Information shown:
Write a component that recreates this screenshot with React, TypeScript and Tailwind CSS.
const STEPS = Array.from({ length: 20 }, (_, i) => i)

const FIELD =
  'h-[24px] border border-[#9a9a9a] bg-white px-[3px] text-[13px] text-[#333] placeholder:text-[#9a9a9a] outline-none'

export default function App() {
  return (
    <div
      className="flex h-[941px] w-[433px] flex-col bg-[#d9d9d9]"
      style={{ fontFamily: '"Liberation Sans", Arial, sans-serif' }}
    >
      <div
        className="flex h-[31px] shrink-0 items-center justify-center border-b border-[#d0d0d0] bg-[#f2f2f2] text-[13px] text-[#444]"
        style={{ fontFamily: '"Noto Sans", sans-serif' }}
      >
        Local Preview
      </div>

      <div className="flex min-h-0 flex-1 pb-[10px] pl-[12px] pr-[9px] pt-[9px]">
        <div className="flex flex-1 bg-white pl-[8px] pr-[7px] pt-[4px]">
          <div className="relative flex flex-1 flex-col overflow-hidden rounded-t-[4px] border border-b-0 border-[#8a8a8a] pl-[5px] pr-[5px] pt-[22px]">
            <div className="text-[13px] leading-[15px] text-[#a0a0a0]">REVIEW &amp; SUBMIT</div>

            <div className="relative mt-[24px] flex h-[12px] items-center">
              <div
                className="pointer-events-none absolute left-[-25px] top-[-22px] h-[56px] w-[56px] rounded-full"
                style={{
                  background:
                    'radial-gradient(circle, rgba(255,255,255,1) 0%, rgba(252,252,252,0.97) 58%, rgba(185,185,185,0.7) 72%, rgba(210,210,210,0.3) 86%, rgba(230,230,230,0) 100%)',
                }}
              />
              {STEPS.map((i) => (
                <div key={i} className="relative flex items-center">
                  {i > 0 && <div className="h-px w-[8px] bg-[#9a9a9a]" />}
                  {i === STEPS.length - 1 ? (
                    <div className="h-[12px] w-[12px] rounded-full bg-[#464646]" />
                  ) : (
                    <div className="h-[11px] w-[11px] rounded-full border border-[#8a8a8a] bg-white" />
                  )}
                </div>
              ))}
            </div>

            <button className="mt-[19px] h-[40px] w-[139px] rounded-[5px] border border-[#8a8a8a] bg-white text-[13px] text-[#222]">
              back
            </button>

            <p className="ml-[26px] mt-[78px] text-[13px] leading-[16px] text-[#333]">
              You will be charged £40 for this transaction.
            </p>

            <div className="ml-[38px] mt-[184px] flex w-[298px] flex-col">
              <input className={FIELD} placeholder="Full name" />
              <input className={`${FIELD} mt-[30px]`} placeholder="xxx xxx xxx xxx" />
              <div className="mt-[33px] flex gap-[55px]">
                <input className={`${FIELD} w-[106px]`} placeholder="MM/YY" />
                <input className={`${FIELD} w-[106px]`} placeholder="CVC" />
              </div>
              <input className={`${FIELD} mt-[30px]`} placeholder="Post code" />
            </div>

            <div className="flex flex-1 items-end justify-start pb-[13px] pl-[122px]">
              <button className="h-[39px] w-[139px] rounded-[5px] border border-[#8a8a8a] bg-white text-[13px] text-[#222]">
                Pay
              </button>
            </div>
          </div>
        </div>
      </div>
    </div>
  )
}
---
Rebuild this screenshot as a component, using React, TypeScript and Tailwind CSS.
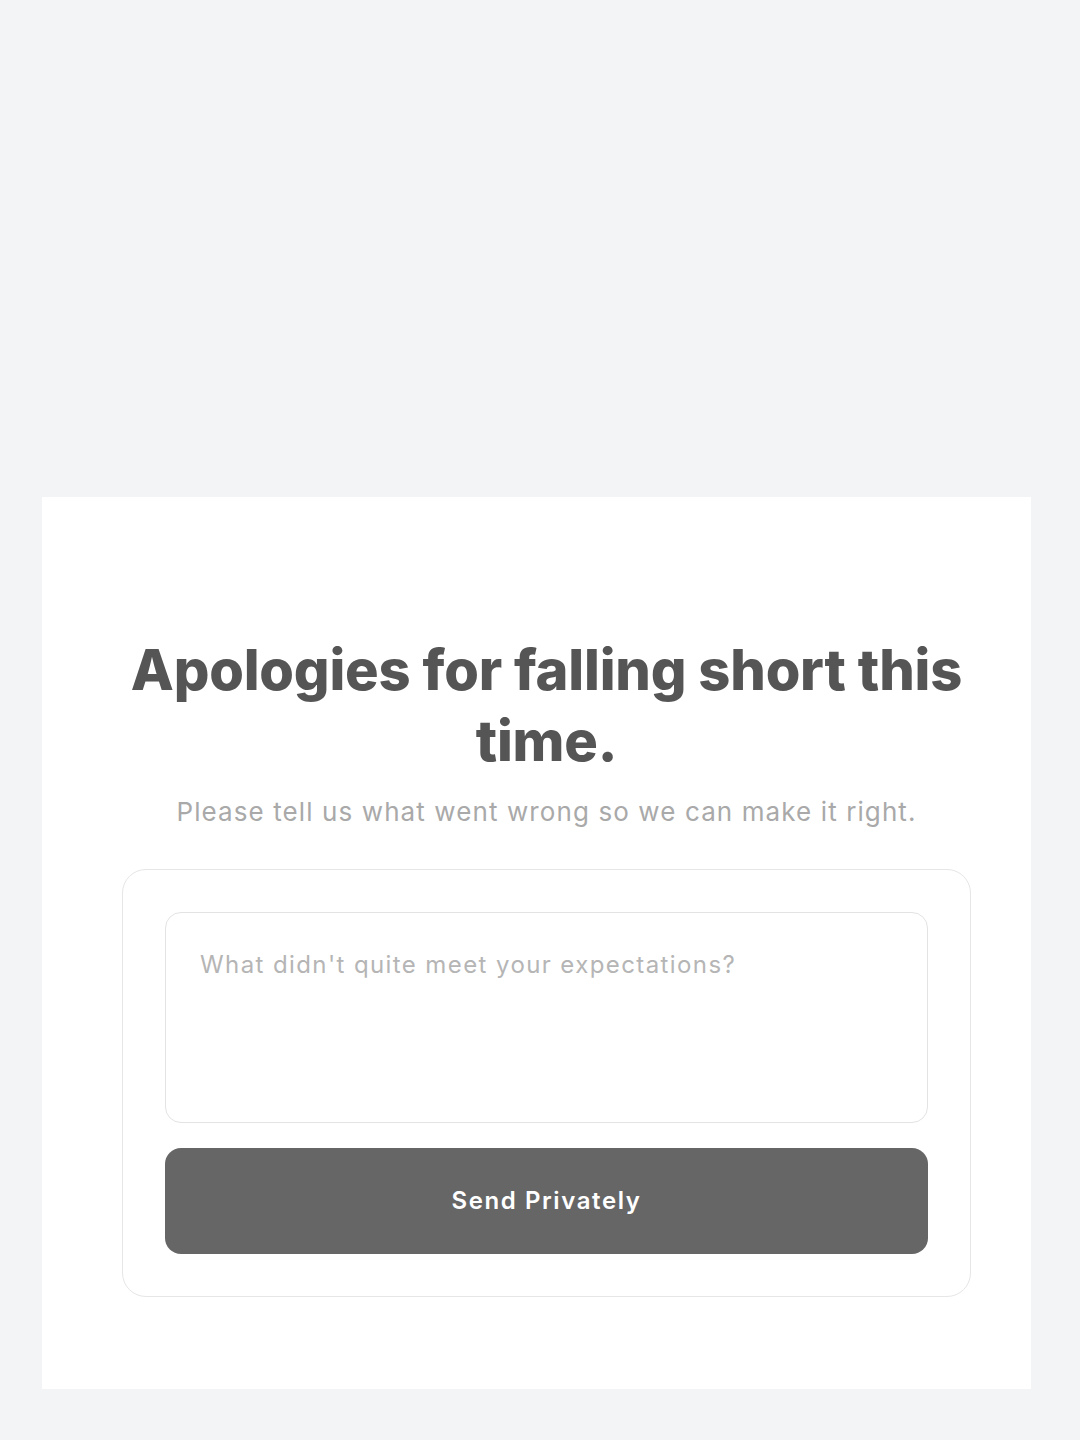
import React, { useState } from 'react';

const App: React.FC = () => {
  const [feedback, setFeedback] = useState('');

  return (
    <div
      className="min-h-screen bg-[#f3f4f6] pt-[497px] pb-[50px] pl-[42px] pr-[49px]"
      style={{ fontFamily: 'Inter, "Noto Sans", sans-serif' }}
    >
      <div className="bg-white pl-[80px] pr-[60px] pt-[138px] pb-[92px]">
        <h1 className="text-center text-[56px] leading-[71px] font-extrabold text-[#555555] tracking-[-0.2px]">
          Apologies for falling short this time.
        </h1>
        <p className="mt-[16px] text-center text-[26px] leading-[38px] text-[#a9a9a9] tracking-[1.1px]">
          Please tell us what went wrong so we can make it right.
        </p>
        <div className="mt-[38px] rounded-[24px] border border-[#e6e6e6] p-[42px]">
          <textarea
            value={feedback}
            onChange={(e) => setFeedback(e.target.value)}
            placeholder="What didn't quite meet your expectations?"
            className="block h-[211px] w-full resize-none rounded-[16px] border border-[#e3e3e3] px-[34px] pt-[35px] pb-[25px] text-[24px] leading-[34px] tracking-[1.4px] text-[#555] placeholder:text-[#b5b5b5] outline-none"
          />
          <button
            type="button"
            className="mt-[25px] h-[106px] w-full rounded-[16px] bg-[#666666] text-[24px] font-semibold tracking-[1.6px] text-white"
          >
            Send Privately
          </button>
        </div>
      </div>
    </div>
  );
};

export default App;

Set exercise:
Leaving the pictures out, write out exactly the lines from the line containing "Rebuild this screenshot" through the line containing "const [feedback, setFeedback]", both included.

The solution:
Rebuild this screenshot as a component, using React, TypeScript and Tailwind CSS.
import React, { useState } from 'react';

const App: React.FC = () => {
  const [feedback, setFeedback] = useState('');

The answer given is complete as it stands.